→ Information supplied:
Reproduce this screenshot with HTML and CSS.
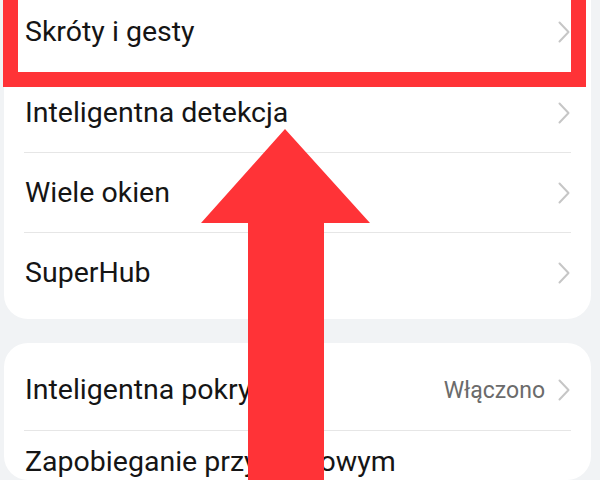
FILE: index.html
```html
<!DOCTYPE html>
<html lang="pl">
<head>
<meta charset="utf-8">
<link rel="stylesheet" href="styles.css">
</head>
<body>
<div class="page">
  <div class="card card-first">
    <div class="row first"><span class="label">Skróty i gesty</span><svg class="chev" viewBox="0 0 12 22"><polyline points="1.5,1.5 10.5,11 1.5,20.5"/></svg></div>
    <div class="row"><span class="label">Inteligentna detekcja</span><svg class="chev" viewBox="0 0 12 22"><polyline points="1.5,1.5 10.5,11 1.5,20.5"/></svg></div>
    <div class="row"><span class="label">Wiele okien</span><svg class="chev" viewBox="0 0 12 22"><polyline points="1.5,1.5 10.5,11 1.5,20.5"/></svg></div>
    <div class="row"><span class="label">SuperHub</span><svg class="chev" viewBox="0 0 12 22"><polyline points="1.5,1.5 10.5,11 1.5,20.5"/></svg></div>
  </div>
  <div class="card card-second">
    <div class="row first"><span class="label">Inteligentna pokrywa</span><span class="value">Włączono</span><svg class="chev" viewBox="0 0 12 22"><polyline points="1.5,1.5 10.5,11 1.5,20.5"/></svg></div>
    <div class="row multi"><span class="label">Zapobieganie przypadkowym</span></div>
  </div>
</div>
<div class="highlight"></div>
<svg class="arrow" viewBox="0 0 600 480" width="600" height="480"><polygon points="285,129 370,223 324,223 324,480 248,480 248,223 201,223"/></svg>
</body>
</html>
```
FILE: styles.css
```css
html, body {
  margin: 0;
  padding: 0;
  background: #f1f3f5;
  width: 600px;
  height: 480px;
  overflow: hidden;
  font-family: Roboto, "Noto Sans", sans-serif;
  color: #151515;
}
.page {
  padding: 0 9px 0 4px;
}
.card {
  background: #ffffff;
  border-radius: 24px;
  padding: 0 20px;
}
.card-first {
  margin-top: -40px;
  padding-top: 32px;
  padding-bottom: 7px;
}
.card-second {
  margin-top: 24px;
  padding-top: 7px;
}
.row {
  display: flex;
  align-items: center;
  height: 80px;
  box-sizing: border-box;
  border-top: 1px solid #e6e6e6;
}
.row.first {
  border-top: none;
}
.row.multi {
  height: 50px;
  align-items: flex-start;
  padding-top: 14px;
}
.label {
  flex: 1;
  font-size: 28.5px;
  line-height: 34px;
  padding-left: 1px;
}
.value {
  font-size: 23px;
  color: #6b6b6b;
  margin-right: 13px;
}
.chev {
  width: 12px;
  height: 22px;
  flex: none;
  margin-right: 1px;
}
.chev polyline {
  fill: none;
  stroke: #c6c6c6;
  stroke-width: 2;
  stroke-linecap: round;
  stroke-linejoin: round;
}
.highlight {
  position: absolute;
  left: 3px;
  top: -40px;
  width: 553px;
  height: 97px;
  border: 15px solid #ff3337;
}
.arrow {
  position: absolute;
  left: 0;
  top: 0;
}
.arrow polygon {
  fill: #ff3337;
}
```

→ Written instruction:
Please write out all of the material above without changing a word, and omit any pictures.

→ Solution to this task:
Reproduce this screenshot with HTML and CSS.
FILE: index.html
```html
<!DOCTYPE html>
<html lang="pl">
<head>
<meta charset="utf-8">
<link rel="stylesheet" href="styles.css">
</head>
<body>
<div class="page">
  <div class="card card-first">
    <div class="row first"><span class="label">Skróty i gesty</span><svg class="chev" viewBox="0 0 12 22"><polyline points="1.5,1.5 10.5,11 1.5,20.5"/></svg></div>
    <div class="row"><span class="label">Inteligentna detekcja</span><svg class="chev" viewBox="0 0 12 22"><polyline points="1.5,1.5 10.5,11 1.5,20.5"/></svg></div>
    <div class="row"><span class="label">Wiele okien</span><svg class="chev" viewBox="0 0 12 22"><polyline points="1.5,1.5 10.5,11 1.5,20.5"/></svg></div>
    <div class="row"><span class="label">SuperHub</span><svg class="chev" viewBox="0 0 12 22"><polyline points="1.5,1.5 10.5,11 1.5,20.5"/></svg></div>
  </div>
  <div class="card card-second">
    <div class="row first"><span class="label">Inteligentna pokrywa</span><span class="value">Włączono</span><svg class="chev" viewBox="0 0 12 22"><polyline points="1.5,1.5 10.5,11 1.5,20.5"/></svg></div>
    <div class="row multi"><span class="label">Zapobieganie przypadkowym</span></div>
  </div>
</div>
<div class="highlight"></div>
<svg class="arrow" viewBox="0 0 600 480" width="600" height="480"><polygon points="285,129 370,223 324,223 324,480 248,480 248,223 201,223"/></svg>
</body>
</html>
```
FILE: styles.css
```css
html, body {
  margin: 0;
  padding: 0;
  background: #f1f3f5;
  width: 600px;
  height: 480px;
  overflow: hidden;
  font-family: Roboto, "Noto Sans", sans-serif;
  color: #151515;
}
.page {
  padding: 0 9px 0 4px;
}
.card {
  background: #ffffff;
  border-radius: 24px;
  padding: 0 20px;
}
.card-first {
  margin-top: -40px;
  padding-top: 32px;
  padding-bottom: 7px;
}
.card-second {
  margin-top: 24px;
  padding-top: 7px;
}
.row {
  display: flex;
  align-items: center;
  height: 80px;
  box-sizing: border-box;
  border-top: 1px solid #e6e6e6;
}
.row.first {
  border-top: none;
}
.row.multi {
  height: 50px;
  align-items: flex-start;
  padding-top: 14px;
}
.label {
  flex: 1;
  font-size: 28.5px;
  line-height: 34px;
  padding-left: 1px;
}
.value {
  font-size: 23px;
  color: #6b6b6b;
  margin-right: 13px;
}
.chev {
  width: 12px;
  height: 22px;
  flex: none;
  margin-right: 1px;
}
.chev polyline {
  fill: none;
  stroke: #c6c6c6;
  stroke-width: 2;
  stroke-linecap: round;
  stroke-linejoin: round;
}
.highlight {
  position: absolute;
  left: 3px;
  top: -40px;
  width: 553px;
  height: 97px;
  border: 15px solid #ff3337;
}
.arrow {
  position: absolute;
  left: 0;
  top: 0;
}
.arrow polygon {
  fill: #ff3337;
}
```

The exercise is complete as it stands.